__STATED GOAL__. Your task is to retype the lines from the opening of the material through the line that includes "import React from". Do not copy the pictures.

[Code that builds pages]
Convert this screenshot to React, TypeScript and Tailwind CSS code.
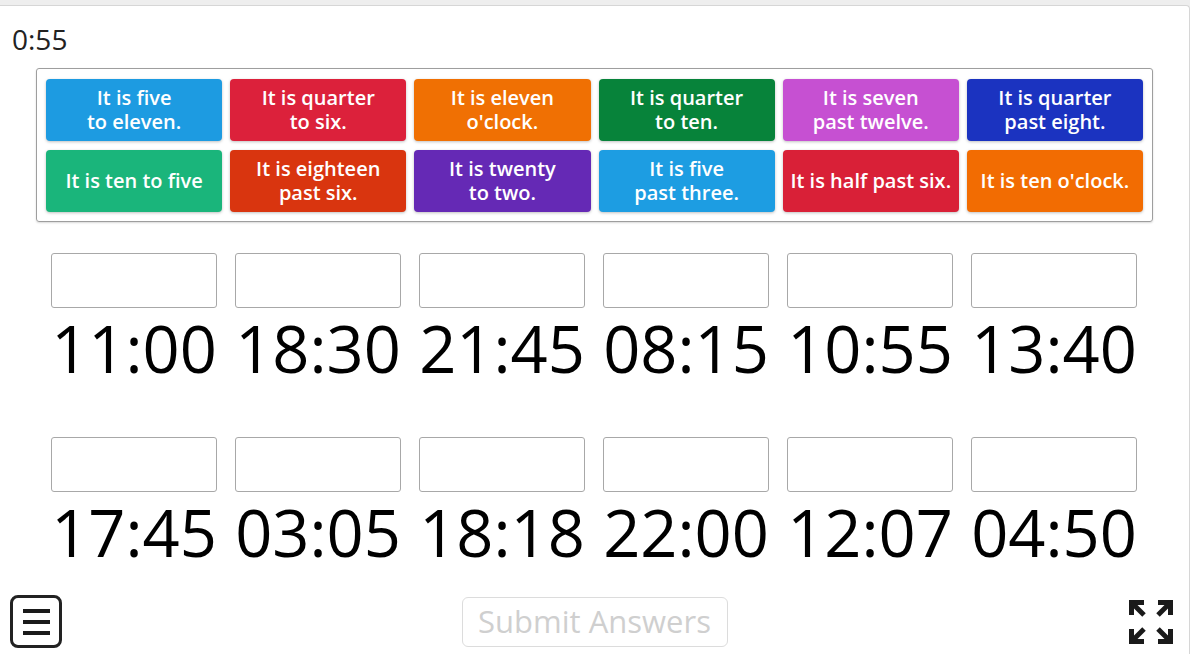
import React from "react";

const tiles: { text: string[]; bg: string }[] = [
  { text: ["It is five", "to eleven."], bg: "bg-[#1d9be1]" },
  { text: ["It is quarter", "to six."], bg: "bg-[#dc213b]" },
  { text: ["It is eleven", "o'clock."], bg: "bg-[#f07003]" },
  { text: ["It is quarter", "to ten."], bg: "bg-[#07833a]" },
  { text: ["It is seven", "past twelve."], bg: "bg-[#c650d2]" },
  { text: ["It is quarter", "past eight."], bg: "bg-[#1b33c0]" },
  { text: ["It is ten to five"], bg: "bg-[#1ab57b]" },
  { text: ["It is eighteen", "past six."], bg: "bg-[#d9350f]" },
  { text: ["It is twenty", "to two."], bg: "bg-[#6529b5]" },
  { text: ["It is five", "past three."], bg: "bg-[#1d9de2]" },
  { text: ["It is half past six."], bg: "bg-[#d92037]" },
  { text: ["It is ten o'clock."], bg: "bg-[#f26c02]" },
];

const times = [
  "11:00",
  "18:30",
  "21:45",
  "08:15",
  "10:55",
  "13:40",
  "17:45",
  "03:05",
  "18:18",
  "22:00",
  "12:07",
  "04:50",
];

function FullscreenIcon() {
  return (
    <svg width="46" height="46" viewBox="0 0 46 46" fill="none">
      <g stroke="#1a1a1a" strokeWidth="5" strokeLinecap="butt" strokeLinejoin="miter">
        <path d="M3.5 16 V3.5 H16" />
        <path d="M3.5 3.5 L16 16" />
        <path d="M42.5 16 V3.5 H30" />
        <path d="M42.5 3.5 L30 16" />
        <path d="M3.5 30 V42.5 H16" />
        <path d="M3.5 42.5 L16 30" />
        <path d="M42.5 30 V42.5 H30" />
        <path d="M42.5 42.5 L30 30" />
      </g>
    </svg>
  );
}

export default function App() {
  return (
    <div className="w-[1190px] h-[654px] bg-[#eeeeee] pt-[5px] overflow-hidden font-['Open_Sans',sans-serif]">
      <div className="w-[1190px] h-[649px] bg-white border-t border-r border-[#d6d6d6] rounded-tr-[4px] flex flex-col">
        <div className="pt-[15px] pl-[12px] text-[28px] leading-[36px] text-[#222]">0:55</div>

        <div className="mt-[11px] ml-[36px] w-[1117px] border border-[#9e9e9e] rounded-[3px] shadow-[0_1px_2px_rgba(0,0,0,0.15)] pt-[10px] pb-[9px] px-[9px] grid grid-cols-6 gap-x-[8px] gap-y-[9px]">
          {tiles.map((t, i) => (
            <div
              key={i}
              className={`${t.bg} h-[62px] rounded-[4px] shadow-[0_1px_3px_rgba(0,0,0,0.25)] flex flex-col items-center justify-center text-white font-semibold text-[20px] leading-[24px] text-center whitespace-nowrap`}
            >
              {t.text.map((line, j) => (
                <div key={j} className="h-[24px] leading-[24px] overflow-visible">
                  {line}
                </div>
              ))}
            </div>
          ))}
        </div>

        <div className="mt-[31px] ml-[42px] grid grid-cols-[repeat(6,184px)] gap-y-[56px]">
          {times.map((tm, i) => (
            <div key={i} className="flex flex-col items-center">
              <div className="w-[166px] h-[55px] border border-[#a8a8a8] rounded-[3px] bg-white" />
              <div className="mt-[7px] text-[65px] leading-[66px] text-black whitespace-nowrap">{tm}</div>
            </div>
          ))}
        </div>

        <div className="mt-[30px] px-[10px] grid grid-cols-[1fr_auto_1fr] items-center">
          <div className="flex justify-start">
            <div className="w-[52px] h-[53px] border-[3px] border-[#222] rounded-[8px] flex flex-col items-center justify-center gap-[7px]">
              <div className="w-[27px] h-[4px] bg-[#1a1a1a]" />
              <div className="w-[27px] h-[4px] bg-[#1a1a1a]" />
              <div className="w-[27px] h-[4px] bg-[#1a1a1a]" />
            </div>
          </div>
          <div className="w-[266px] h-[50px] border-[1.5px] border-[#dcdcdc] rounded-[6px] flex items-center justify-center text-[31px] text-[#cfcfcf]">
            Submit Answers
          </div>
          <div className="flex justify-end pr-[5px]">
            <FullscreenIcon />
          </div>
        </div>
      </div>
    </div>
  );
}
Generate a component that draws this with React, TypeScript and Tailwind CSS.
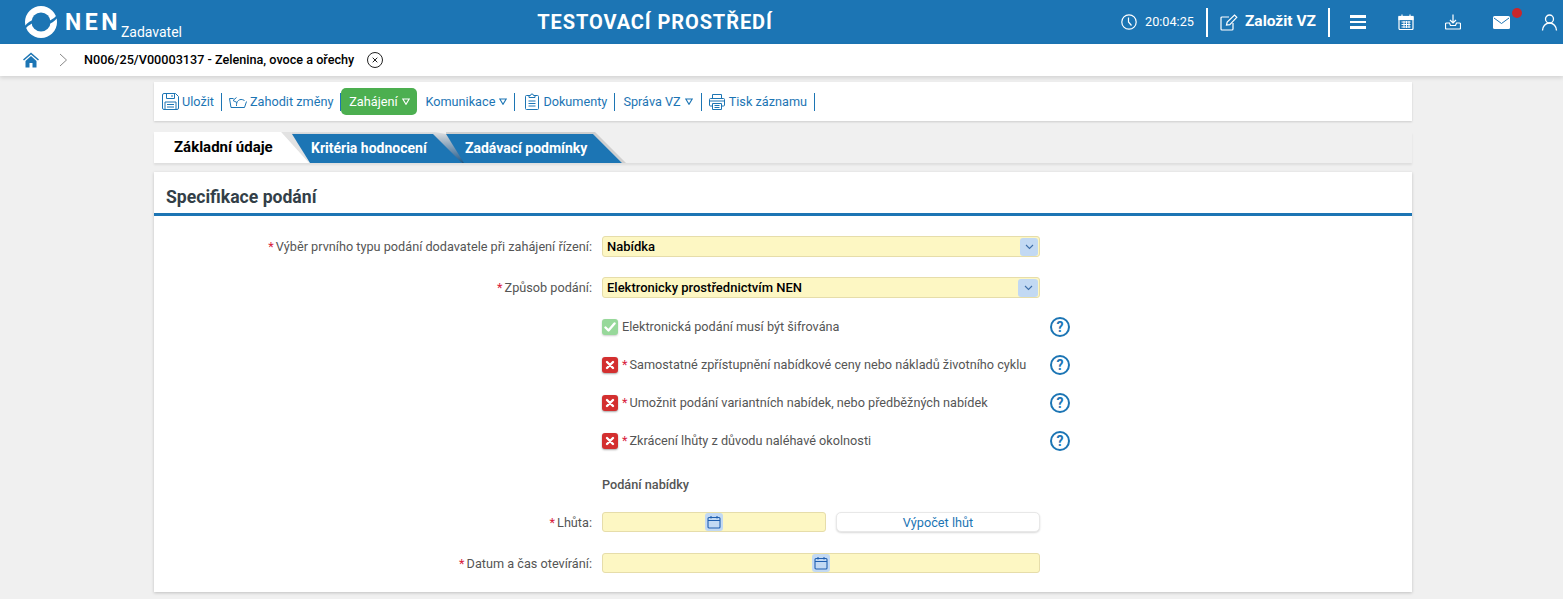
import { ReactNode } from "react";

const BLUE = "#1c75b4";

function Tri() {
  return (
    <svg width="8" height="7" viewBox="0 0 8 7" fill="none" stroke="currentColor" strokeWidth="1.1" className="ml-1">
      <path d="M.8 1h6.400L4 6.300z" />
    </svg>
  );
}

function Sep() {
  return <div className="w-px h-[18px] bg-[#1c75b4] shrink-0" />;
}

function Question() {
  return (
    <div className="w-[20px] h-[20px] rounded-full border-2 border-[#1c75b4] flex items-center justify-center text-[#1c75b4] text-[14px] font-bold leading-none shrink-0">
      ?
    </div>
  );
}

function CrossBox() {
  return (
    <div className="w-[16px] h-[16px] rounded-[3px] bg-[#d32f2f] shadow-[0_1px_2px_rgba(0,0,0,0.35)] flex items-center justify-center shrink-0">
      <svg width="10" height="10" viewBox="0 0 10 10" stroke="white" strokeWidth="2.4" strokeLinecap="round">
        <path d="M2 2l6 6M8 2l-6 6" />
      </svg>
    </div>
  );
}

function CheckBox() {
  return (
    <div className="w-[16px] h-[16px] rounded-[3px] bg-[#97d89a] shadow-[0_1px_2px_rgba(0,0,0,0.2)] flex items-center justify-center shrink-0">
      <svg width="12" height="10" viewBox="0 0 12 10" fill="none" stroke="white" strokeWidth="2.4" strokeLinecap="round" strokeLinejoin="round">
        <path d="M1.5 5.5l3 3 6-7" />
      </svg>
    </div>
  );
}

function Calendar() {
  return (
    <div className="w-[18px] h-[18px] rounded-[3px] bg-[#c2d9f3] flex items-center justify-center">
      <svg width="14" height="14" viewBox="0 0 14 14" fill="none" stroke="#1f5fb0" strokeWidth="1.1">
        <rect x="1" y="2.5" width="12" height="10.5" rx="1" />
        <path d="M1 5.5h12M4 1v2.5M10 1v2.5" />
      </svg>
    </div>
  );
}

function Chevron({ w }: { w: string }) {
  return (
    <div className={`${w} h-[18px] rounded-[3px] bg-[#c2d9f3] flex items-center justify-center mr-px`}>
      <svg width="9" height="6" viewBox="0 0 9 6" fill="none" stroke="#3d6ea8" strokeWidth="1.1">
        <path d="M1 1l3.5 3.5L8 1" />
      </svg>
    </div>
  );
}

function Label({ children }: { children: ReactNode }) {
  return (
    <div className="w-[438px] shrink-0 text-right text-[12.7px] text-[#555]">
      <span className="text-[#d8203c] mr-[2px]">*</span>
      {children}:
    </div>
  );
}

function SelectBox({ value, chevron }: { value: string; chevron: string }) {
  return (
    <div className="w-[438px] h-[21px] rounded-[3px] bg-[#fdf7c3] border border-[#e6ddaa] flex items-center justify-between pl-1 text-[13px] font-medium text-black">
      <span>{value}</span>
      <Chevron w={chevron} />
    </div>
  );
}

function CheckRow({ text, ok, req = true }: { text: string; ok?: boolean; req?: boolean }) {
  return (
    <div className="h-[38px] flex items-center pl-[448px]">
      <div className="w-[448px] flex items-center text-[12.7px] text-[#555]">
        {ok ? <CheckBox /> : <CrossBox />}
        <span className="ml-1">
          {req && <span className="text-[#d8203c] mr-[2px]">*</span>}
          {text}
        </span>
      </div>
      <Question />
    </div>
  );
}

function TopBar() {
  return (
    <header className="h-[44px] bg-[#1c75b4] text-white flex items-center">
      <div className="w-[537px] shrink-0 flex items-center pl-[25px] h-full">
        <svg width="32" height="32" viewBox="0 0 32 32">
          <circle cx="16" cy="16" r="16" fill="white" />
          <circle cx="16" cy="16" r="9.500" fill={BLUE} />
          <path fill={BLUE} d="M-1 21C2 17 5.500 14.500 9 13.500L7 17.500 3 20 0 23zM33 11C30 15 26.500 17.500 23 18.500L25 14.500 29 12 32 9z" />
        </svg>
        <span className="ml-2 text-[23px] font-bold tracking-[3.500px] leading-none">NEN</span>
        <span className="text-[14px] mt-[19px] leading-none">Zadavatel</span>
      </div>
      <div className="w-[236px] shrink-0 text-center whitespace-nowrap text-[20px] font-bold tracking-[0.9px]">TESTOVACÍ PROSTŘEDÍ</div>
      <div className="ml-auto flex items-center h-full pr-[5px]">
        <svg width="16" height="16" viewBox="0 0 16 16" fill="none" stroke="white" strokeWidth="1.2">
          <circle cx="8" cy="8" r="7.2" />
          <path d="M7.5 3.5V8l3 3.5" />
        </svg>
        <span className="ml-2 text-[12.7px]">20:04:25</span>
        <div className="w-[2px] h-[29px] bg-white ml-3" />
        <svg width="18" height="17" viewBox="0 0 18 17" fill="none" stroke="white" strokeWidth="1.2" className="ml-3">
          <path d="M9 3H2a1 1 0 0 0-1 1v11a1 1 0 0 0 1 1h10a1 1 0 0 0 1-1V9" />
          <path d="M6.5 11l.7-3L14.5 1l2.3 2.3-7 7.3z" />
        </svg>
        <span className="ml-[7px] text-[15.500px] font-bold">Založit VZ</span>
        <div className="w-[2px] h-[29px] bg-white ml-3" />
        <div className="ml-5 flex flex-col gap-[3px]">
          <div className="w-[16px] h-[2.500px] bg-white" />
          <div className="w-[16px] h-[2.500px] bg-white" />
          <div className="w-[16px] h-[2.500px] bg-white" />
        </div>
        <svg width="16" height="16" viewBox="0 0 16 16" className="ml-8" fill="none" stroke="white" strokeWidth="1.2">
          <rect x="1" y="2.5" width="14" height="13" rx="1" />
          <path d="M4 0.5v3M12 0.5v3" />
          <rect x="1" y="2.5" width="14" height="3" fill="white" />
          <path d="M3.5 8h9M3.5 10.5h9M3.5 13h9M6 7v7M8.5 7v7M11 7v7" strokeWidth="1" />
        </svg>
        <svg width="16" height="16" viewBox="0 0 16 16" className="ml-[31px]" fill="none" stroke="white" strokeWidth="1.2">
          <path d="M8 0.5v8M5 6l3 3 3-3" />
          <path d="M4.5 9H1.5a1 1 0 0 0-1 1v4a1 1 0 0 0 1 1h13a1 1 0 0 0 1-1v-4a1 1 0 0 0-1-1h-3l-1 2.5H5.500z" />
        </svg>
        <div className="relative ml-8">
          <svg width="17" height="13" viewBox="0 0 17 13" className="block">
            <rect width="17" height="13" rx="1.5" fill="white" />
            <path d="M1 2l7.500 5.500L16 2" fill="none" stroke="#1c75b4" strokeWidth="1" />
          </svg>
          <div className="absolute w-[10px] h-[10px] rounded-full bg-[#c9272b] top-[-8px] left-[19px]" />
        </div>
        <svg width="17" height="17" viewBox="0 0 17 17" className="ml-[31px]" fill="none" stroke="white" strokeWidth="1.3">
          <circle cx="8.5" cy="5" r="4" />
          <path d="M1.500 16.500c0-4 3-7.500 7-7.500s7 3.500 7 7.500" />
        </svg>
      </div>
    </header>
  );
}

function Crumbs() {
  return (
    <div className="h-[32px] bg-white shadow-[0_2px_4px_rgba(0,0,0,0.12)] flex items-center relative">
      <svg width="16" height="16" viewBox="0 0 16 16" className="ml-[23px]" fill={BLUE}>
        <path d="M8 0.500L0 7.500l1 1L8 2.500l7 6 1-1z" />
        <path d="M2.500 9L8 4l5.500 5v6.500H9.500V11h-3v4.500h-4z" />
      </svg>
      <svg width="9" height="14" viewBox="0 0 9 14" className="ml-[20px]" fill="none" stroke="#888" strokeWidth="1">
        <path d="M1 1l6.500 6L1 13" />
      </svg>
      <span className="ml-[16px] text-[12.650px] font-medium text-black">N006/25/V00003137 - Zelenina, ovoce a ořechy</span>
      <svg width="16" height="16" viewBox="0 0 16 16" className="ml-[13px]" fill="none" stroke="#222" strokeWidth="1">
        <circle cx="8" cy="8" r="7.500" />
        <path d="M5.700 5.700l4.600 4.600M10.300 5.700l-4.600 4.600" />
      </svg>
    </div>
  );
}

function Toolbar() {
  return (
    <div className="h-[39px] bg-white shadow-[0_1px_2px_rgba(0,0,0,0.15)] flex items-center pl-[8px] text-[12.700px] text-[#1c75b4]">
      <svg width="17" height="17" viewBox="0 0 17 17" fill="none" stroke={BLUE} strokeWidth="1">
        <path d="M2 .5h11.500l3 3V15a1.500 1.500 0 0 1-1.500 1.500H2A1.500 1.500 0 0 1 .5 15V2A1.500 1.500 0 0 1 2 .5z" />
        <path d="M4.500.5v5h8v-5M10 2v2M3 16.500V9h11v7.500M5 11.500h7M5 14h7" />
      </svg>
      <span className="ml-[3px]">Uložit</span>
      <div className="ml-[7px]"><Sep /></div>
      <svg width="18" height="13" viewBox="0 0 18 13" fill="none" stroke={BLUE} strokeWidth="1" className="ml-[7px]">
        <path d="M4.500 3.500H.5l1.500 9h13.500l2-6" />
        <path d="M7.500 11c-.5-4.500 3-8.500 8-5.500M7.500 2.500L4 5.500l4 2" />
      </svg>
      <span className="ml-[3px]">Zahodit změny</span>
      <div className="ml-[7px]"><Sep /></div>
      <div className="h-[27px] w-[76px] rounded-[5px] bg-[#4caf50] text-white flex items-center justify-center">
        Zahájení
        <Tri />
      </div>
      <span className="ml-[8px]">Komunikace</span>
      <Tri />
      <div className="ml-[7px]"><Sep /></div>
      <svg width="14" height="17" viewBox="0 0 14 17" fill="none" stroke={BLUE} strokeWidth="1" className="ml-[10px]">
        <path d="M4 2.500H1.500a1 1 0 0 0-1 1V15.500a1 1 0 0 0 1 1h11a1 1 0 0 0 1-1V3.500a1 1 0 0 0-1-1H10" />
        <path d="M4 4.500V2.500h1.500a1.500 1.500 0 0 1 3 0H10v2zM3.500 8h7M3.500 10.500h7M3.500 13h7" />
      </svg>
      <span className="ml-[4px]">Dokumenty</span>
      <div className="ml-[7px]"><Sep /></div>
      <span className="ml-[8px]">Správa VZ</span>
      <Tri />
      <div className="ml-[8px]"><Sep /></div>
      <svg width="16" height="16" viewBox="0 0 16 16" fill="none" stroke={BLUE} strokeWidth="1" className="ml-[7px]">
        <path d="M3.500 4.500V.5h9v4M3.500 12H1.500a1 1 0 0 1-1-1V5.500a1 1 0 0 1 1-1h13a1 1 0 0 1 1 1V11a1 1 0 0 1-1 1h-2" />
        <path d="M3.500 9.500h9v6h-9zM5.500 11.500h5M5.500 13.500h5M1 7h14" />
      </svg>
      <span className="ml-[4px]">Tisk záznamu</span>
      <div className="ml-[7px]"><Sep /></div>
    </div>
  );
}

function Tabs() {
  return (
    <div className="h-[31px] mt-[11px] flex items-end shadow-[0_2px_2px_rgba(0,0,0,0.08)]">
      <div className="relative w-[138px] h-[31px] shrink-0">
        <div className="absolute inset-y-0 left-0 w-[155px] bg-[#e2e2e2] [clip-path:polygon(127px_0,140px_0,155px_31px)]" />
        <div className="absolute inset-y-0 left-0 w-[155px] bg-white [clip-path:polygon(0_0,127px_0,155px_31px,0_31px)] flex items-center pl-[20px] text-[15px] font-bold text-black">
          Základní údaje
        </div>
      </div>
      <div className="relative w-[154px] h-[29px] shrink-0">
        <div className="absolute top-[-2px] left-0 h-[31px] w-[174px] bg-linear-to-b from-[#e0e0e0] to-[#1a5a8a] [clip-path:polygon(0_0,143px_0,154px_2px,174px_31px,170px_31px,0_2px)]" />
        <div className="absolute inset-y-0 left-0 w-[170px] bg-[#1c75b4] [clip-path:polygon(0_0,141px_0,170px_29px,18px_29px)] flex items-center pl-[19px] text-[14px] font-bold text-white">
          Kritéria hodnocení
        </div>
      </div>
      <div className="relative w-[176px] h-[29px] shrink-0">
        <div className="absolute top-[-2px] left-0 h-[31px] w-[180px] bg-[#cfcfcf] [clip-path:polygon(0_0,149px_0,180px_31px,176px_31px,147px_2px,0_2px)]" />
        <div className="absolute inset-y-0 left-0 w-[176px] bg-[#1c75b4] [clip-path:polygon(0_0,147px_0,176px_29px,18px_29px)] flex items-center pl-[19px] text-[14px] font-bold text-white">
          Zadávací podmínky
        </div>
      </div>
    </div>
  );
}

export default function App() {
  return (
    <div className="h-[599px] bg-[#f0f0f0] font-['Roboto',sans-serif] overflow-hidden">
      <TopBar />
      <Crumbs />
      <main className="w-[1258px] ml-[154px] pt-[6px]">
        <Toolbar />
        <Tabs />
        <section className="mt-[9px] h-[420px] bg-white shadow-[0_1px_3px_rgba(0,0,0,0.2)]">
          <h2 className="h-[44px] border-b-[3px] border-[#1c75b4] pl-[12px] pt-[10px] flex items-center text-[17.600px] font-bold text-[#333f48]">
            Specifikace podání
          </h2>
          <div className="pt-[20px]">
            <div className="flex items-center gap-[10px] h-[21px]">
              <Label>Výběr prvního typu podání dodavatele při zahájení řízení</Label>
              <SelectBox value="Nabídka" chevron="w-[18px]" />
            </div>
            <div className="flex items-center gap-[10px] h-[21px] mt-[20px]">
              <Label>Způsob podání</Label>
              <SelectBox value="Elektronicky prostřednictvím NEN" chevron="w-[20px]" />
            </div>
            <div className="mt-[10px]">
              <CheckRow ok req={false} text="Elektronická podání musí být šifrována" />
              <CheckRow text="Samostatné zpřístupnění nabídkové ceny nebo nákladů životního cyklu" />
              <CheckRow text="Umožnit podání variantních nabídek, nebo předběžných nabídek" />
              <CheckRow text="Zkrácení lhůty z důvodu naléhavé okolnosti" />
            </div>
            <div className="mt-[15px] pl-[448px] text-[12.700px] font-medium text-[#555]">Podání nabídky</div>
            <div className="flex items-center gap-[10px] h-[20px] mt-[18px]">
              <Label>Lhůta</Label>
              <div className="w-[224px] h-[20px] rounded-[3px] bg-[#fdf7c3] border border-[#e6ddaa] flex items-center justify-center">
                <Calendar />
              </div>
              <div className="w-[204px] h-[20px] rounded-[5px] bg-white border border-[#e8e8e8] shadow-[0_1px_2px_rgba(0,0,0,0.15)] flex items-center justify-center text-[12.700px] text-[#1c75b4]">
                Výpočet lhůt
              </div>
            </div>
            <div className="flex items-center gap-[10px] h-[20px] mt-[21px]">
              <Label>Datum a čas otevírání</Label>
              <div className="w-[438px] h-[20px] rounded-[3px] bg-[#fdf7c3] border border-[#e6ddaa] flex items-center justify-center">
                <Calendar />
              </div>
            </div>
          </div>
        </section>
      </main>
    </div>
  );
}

__REPLY__.
Convert this screenshot to React, TypeScript and Tailwind CSS code.
import React from "react";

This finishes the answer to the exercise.